PIERRE, S.D. — The unprecedented process of impeaching South Dakota's attorney general after he was charged in a fatal crash is beginning to take shape in the statehouse.
Legislative leaders have announced that a select committee will spearhead the impeachment effort against Jason Ravnsborg, and Gov. Kristi Noem is promising the state will release more evidence from the crash yet this week.
In a Thursday morning, Feb. 25, news conference, House Majority Leader Kent Peterson, R-Salem, said the process is "being formalized as we speak."
"We'll take it on as that comes in," Peterson said.
On Wednesday evening, House Speaker Spencer Gosch released a plan to amend impeachment articles brought by Rep. Will Mortenson, R-Pierre. The plan fleshes out what impeachment will look like, by convening a 10-lawmaker select committee that'll determine whether Ravnsborg committed "impeachable offenses."
While driving home from a political fundraiser in Spink County Sept. 12, Ravnsborg hit and killed pedestrian Joe Boever, 55, of Highmore, S.D. Ravnsborg called 911 and reported that he had hit something that damaged his car. Boever’s body was found the next day by Ravnsborg and Hyde County Sheriff Mike Volek.
Ravnsborg faces three misdemeanors in the crash, including careless driving, driving out of his lane and operating his car while using his phone.

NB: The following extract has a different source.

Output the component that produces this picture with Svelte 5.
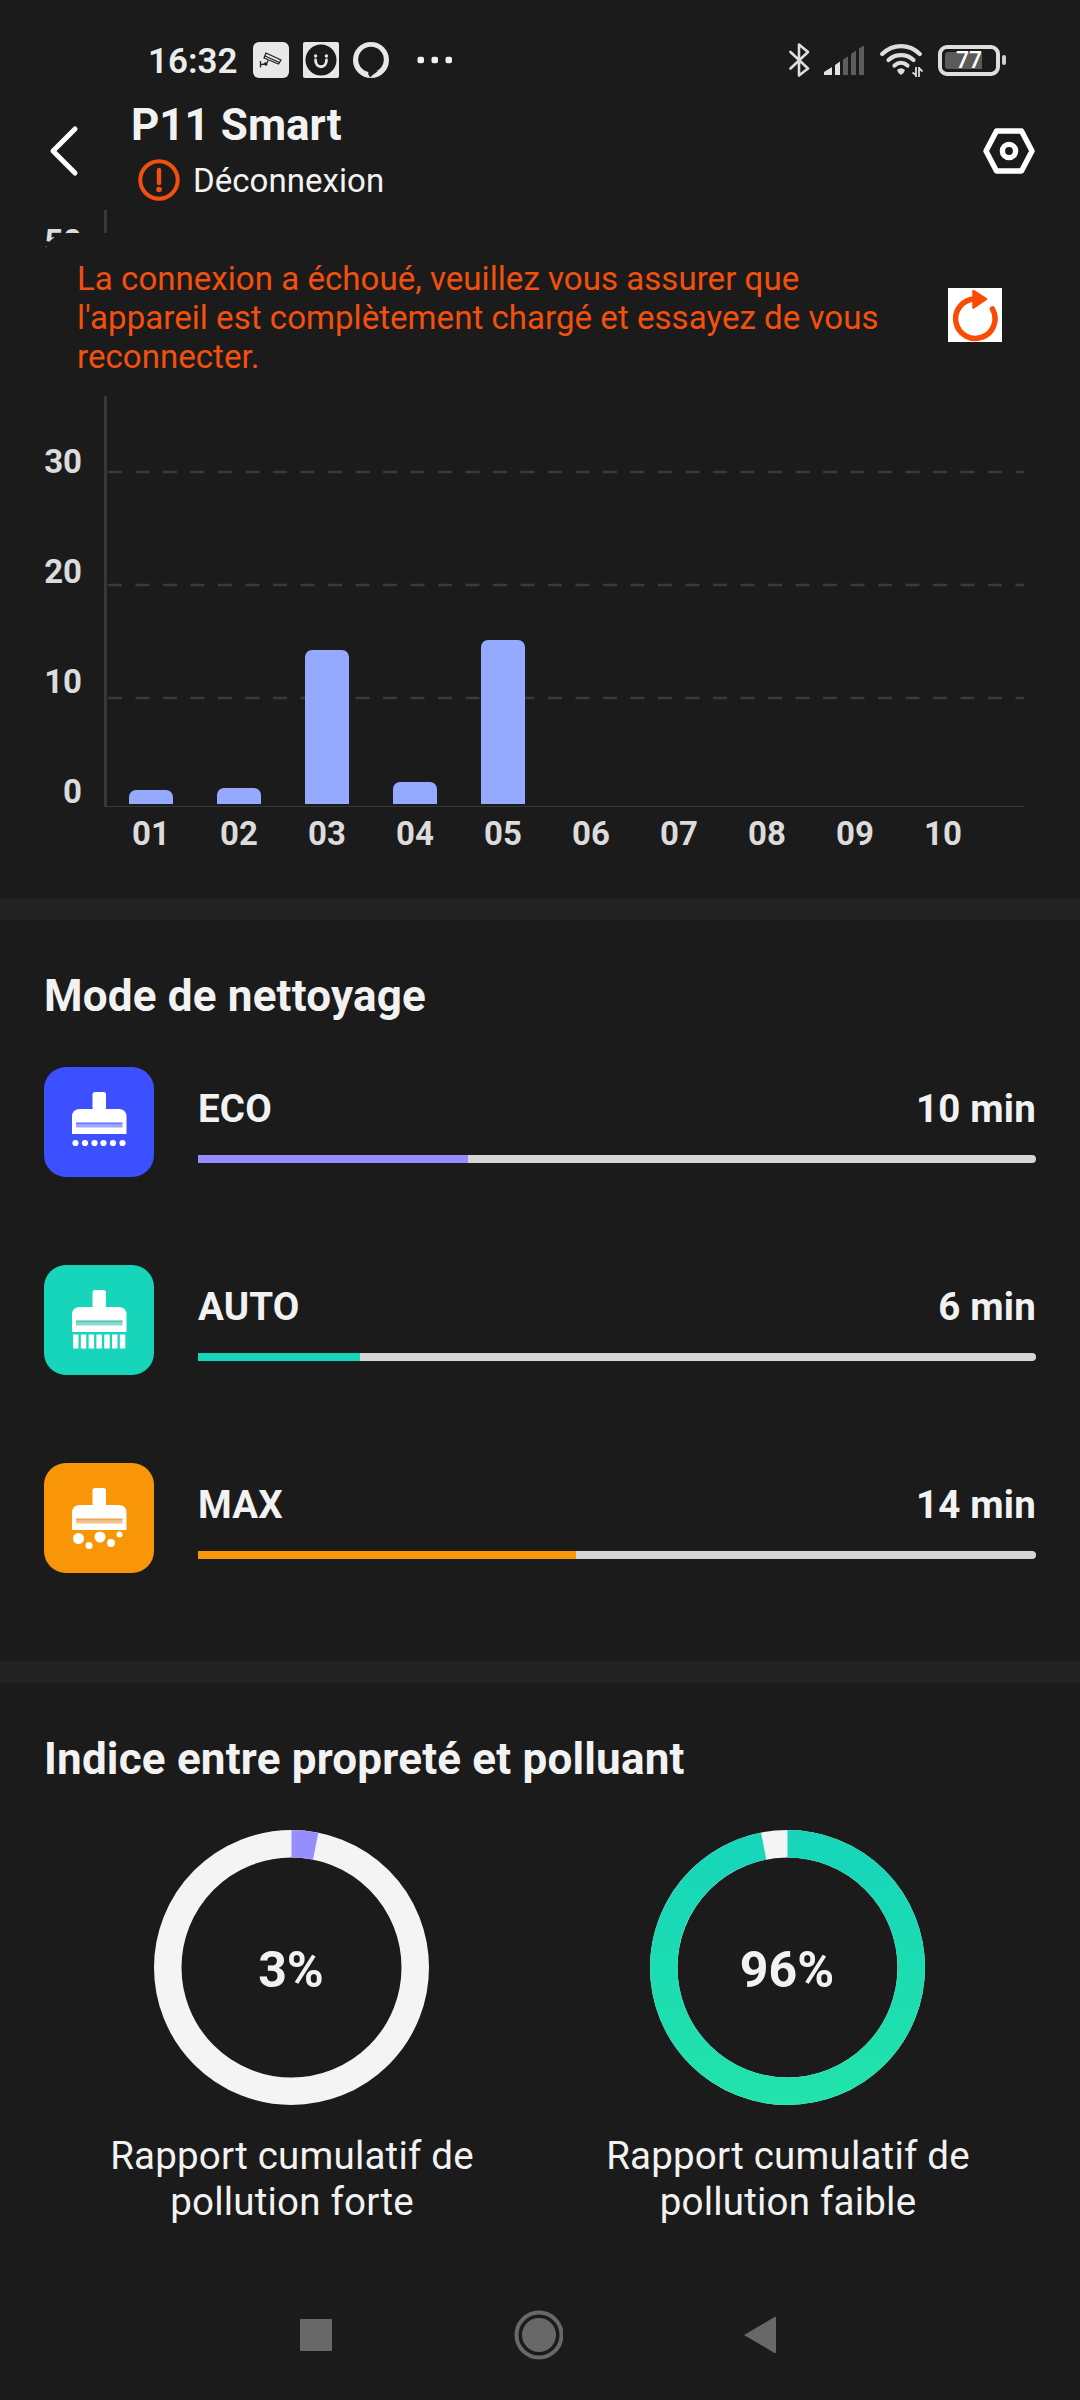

South Dakota's constitution includes "misdemeanors" among the potential offenses liable for a constitutional officer to be impeached. While Ravnsborg has only been charged and with three, and not yet been found guilty of any, Noem said at a news conference it was appropriate to charge Ravnsborg with impeachment papers, as the process is "administrative" and not "criminal."
"Charges have been filed," said Noem who, like Ravnsborg, is a Republican. She acknowledged Thursday she'd yet to personally speak with Ravnsborg since the accident.
The governor also spoke about her own actions in the case, including directing the Department of Public Safety earlier this week to release three hours of video interviews of Ravnsborg by North Dakota Bureau of Criminal Investigation.
"I spent about 10 hours on Monday reviewing the entire case," Noem said. "That's why on Tuesday you saw me say that I believe the attorney general should resign. It was not long after that that the House and Rep. Mortenson filed those impeachment papers, and they'll continue to work through that process."
In the video interviews, Ravnsborg reacted to investigators' revelations that a pair of glasses belonging to Boever landed in the Ravnsborg's car when his head smashed through the windshield. Ravnsborg has maintained he never knew he hit a human until a day later.
Speaking along with the governor on Thursday, Department of Public Safety Secretary Craig Price said he supported the impeachment effort.
"I don't know all the job duties of our attorney general, but I do reflect back on an article that was written by the Rapid City Journal that reflected upon an agreement back in November where the police chiefs and sheriffs are no longer utilizing the services of the attorney general's review in use-of-force cases," Price said.
South Dakota lawmakers have never impeached a constitutional officer in the state's history. While the 10-person select committee has yet to be announced, House Minority Leader Jamie Smith, a Sioux Falls Democrat and co-sponsor of Mortenson's impeachment resolution, said he intends to sit Rep. Ryan Cwach, D-Yankton, an attorney, on the committee. He said House Speaker Gosch has been "open" with him about the process.
"I've had input," Smith said.
According to the state constitution, the House can impeach with a simple majority vote, while a conviction takes two-thirds of elected members of the Senate.
Since a county prosecutor brought charges last week, a spokesman for Ravnsborg has maintained he will not answer calls for his resignation.